What is expected: Omit any picture, and return the remaining data exactly as written.

Source excerpt:
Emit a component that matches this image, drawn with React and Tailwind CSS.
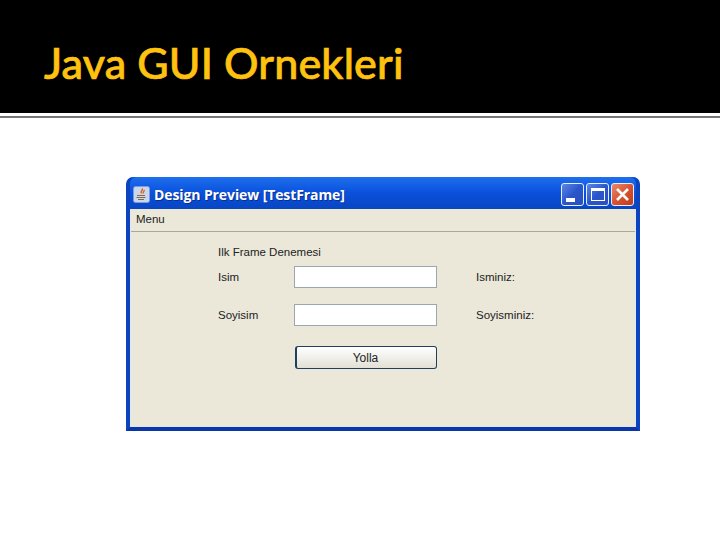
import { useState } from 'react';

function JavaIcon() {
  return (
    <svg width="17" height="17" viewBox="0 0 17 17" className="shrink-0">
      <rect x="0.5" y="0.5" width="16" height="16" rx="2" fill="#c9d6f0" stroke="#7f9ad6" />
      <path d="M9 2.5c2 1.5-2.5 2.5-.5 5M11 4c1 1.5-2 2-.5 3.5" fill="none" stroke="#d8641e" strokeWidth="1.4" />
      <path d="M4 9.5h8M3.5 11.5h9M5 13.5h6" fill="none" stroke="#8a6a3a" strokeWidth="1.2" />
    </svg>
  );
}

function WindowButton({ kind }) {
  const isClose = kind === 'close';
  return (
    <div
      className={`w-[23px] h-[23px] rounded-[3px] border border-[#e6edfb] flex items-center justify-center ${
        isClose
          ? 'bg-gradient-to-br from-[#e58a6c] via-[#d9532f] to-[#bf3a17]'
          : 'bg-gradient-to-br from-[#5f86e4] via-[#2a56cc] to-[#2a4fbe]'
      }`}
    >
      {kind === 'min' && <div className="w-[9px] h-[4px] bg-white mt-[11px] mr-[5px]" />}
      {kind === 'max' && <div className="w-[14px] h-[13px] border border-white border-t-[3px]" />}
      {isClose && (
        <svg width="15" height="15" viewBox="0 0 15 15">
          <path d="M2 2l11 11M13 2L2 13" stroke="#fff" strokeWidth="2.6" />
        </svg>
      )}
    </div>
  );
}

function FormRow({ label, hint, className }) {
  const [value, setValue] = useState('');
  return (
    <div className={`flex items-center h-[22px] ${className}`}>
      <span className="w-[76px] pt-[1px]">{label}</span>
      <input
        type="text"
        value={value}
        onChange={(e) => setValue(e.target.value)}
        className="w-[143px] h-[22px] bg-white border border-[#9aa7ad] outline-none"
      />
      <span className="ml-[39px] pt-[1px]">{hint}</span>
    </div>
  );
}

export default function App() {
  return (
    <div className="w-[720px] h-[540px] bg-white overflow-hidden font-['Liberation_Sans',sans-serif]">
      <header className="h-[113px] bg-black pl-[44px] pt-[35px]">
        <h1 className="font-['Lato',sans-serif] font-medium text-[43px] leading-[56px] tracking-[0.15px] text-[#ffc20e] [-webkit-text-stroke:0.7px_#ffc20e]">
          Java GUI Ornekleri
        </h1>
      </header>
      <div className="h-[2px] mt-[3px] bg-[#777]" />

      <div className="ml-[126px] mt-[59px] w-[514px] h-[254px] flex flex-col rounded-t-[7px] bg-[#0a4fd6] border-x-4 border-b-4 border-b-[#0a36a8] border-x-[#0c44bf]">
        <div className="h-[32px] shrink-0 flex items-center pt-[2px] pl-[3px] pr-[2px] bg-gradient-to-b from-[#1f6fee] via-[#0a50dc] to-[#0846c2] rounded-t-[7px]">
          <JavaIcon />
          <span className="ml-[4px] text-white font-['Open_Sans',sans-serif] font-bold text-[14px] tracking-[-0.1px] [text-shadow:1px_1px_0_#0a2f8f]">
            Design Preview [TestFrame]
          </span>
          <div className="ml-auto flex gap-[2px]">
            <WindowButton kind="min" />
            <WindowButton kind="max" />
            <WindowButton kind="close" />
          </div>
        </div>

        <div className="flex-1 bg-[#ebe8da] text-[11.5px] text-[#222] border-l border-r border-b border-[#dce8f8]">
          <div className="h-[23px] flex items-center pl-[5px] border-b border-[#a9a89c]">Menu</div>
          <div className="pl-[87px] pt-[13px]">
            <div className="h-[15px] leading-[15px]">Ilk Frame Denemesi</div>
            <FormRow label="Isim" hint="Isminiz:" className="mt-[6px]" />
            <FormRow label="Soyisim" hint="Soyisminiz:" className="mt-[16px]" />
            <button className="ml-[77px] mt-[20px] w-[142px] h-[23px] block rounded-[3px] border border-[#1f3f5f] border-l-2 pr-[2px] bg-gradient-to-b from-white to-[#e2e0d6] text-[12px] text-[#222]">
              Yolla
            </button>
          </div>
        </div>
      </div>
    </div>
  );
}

Exercise solution:
Emit a component that matches this image, drawn with React and Tailwind CSS.
import { useState } from 'react';

function JavaIcon() {
  return (
    <svg width="17" height="17" viewBox="0 0 17 17" className="shrink-0">
      <rect x="0.5" y="0.5" width="16" height="16" rx="2" fill="#c9d6f0" stroke="#7f9ad6" />
      <path d="M9 2.5c2 1.5-2.5 2.5-.5 5M11 4c1 1.5-2 2-.5 3.5" fill="none" stroke="#d8641e" strokeWidth="1.4" />
      <path d="M4 9.5h8M3.5 11.5h9M5 13.5h6" fill="none" stroke="#8a6a3a" strokeWidth="1.2" />
    </svg>
  );
}

function WindowButton({ kind }) {
  const isClose = kind === 'close';
  return (
    <div
      className={`w-[23px] h-[23px] rounded-[3px] border border-[#e6edfb] flex items-center justify-center ${
        isClose
          ? 'bg-gradient-to-br from-[#e58a6c] via-[#d9532f] to-[#bf3a17]'
          : 'bg-gradient-to-br from-[#5f86e4] via-[#2a56cc] to-[#2a4fbe]'
      }`}
    >
      {kind === 'min' && <div className="w-[9px] h-[4px] bg-white mt-[11px] mr-[5px]" />}
      {kind === 'max' && <div className="w-[14px] h-[13px] border border-white border-t-[3px]" />}
      {isClose && (
        <svg width="15" height="15" viewBox="0 0 15 15">
          <path d="M2 2l11 11M13 2L2 13" stroke="#fff" strokeWidth="2.6" />
        </svg>
      )}
    </div>
  );
}

function FormRow({ label, hint, className }) {
  const [value, setValue] = useState('');
  return (
    <div className={`flex items-center h-[22px] ${className}`}>
      <span className="w-[76px] pt-[1px]">{label}</span>
      <input
        type="text"
        value={value}
        onChange={(e) => setValue(e.target.value)}
        className="w-[143px] h-[22px] bg-white border border-[#9aa7ad] outline-none"
      />
      <span className="ml-[39px] pt-[1px]">{hint}</span>
    </div>
  );
}

export default function App() {
  return (
    <div className="w-[720px] h-[540px] bg-white overflow-hidden font-['Liberation_Sans',sans-serif]">
      <header className="h-[113px] bg-black pl-[44px] pt-[35px]">
        <h1 className="font-['Lato',sans-serif] font-medium text-[43px] leading-[56px] tracking-[0.15px] text-[#ffc20e] [-webkit-text-stroke:0.7px_#ffc20e]">
          Java GUI Ornekleri
        </h1>
      </header>
      <div className="h-[2px] mt-[3px] bg-[#777]" />

      <div className="ml-[126px] mt-[59px] w-[514px] h-[254px] flex flex-col rounded-t-[7px] bg-[#0a4fd6] border-x-4 border-b-4 border-b-[#0a36a8] border-x-[#0c44bf]">
        <div className="h-[32px] shrink-0 flex items-center pt-[2px] pl-[3px] pr-[2px] bg-gradient-to-b from-[#1f6fee] via-[#0a50dc] to-[#0846c2] rounded-t-[7px]">
          <JavaIcon />
          <span className="ml-[4px] text-white font-['Open_Sans',sans-serif] font-bold text-[14px] tracking-[-0.1px] [text-shadow:1px_1px_0_#0a2f8f]">
            Design Preview [TestFrame]
          </span>
          <div className="ml-auto flex gap-[2px]">
            <WindowButton kind="min" />
            <WindowButton kind="max" />
            <WindowButton kind="close" />
          </div>
        </div>

        <div className="flex-1 bg-[#ebe8da] text-[11.5px] text-[#222] border-l border-r border-b border-[#dce8f8]">
          <div className="h-[23px] flex items-center pl-[5px] border-b border-[#a9a89c]">Menu</div>
          <div className="pl-[87px] pt-[13px]">
            <div className="h-[15px] leading-[15px]">Ilk Frame Denemesi</div>
            <FormRow label="Isim" hint="Isminiz:" className="mt-[6px]" />
            <FormRow label="Soyisim" hint="Soyisminiz:" className="mt-[16px]" />
            <button className="ml-[77px] mt-[20px] w-[142px] h-[23px] block rounded-[3px] border border-[#1f3f5f] border-l-2 pr-[2px] bg-gradient-to-b from-white to-[#e2e0d6] text-[12px] text-[#222]">
              Yolla
            </button>
          </div>
        </div>
      </div>
    </div>
  );
}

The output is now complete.